At the other end of the spectrum, someone who presents with a high fever and signs of pneumonia will require more intensive treatment. Consultant respiratory and infectious disease physicians, working alongside specialist intensivists, will, with nursing colleagues, begin intensive care. This could involve ventilation and other invasive procedures aimed at keeping the patient alive.

There is currently no anti-viral drug proven to work against this latest version of the coronavirus to pose a threat to human health. But we do have a range of drugs that are effective against other viruses such as hepatitis C, HIV and influenza.

Doctors may decide to use one of these drugs on an experimental basis when faced with a patient who is gravely ill. Antiviral drugs work by interfering with the virus’s ability to enter our cells, disrupting its ability to hijack our cellular machinery in order to replicate, or preventing it from escaping infected cells.

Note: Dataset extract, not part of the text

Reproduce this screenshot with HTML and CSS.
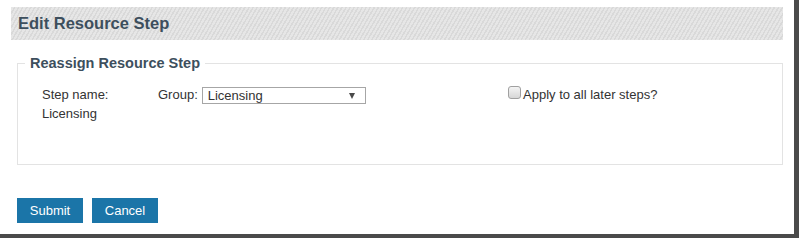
FILE: index.html
```html
<!DOCTYPE html>
<html>
<head>
<meta charset="utf-8">
<link rel="stylesheet" href="styles.css">
</head>
<body>
<div class="page">
  <div class="title-bar"><h1 class="title">Edit Resource Step</h1></div>
  <fieldset class="panel">
    <legend class="panel-legend">Reassign Resource Step</legend>
    <div class="form-row">
      <div class="step-name">Step name:<br>Licensing</div>
      <div class="group">
        <span class="group-label">Group:</span>
        <span class="select"><span class="select-text">Licensing</span><span class="select-arrow"></span></span>
      </div>
      <label class="apply"><span class="checkbox"></span>Apply to all later steps?</label>
    </div>
  </fieldset>
  <div class="actions">
    <button class="btn">Submit</button>
    <button class="btn">Cancel</button>
  </div>
</div>
</body>
</html>
```
FILE: styles.css
```css
html {
  background: #4a4a4a;
  margin: 0;
  padding: 0;
}
body {
  margin: 0;
  padding: 0;
  font-family: "Liberation Sans", Arial, sans-serif;
  font-size: 13px;
  color: #333;
}
.page {
  width: 794px;
  height: 234px;
  background: #fff;
  padding-top: 7px;
  box-sizing: border-box;
}
.title-bar {
  margin: 0 11px 0 11px;
  height: 33px;
  background: repeating-linear-gradient(-60deg, #e6e6e6 0px, #e6e6e6 2px, #d9d9d9 2px, #d9d9d9 3.5px);
  display: flex;
  align-items: center;
  padding-left: 7px;
}
.title {
  margin: 0;
  font-size: 16.5px;
  font-weight: bold;
  color: #3d4f5d;
}
.panel {
  margin: 15px 11px 0 17px;
  padding: 13px 0 0 0;
  border: 1px solid #e3e3e3;
  height: 110px;
  box-sizing: border-box;
  min-width: 0;
}
.panel-legend {
  font-size: 14.5px;
  font-weight: bold;
  color: #3d4f5d;
  padding: 0 5px;
  margin-left: 7px;
  line-height: 17px;
}
.form-row {
  display: grid;
  grid-template-columns: 116px 350px auto;
  line-height: 19px;
  margin-left: 24px;
}
.group {
  display: flex;
  align-items: flex-start;
  gap: 4px;
}
.select {
  margin-top: 2px;
  width: 164px;
  height: 17px;
  box-sizing: border-box;
  border: 1px solid #a6a6a6;
  display: flex;
  align-items: center;
  justify-content: space-between;
  padding: 0 10px 0 5px;
  line-height: 15px;
}
.select-arrow {
  width: 0;
  height: 0;
  border-left: 3.5px solid transparent;
  border-right: 3.5px solid transparent;
  border-top: 6px solid #4a4a4a;
}
.apply {
  display: flex;
  align-items: flex-start;
}
.checkbox {
  width: 11px;
  height: 11px;
  margin-top: 1px;
  margin-right: 2px;
  border: 1px solid #a0a0a0;
  border-radius: 3px;
  background: linear-gradient(#f4f4f4, #d6d6d6);
}
.actions {
  display: flex;
  gap: 9px;
  margin: 33px 0 0 17px;
}
.btn {
  width: 66px;
  height: 25px;
  border: 0;
  background: #1b75a8;
  color: #fff;
  font-family: "Liberation Sans", Arial, sans-serif;
  font-size: 13px;
  padding: 0;
}
```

A potential treatment for Covid-19 is an antiviral treatment initially developed to combat the Ebola virus. The drug, called remdesivir, has been shown to work against the Mers virus in mice. Significantly, it was given to the first patient in the US diagnosed with Covid-19, who went on to recover within days. But doctors cannot be sure if remdesivir was the reason for the patient’s recovery.

Ribavirin is a drug approved for the treatment of hepatitis C (HCV) and respiratory syncytial virus (RSV) that has been tested in patients with Sars and Mers; whether it offers sufficient potency against 2019-nCoV is uncertain but it may well emerge as a possible treatment.

We do not have many broad-spectrum antiviral drugs, so researchers are likely to focus on developing an agent that targets a particular feature of 2019- nCoV.

What about a vaccine to help stem the virus spread? Work has commenced on developing one, but it would be ground-breaking if an effective and safe vaccine emerged before June.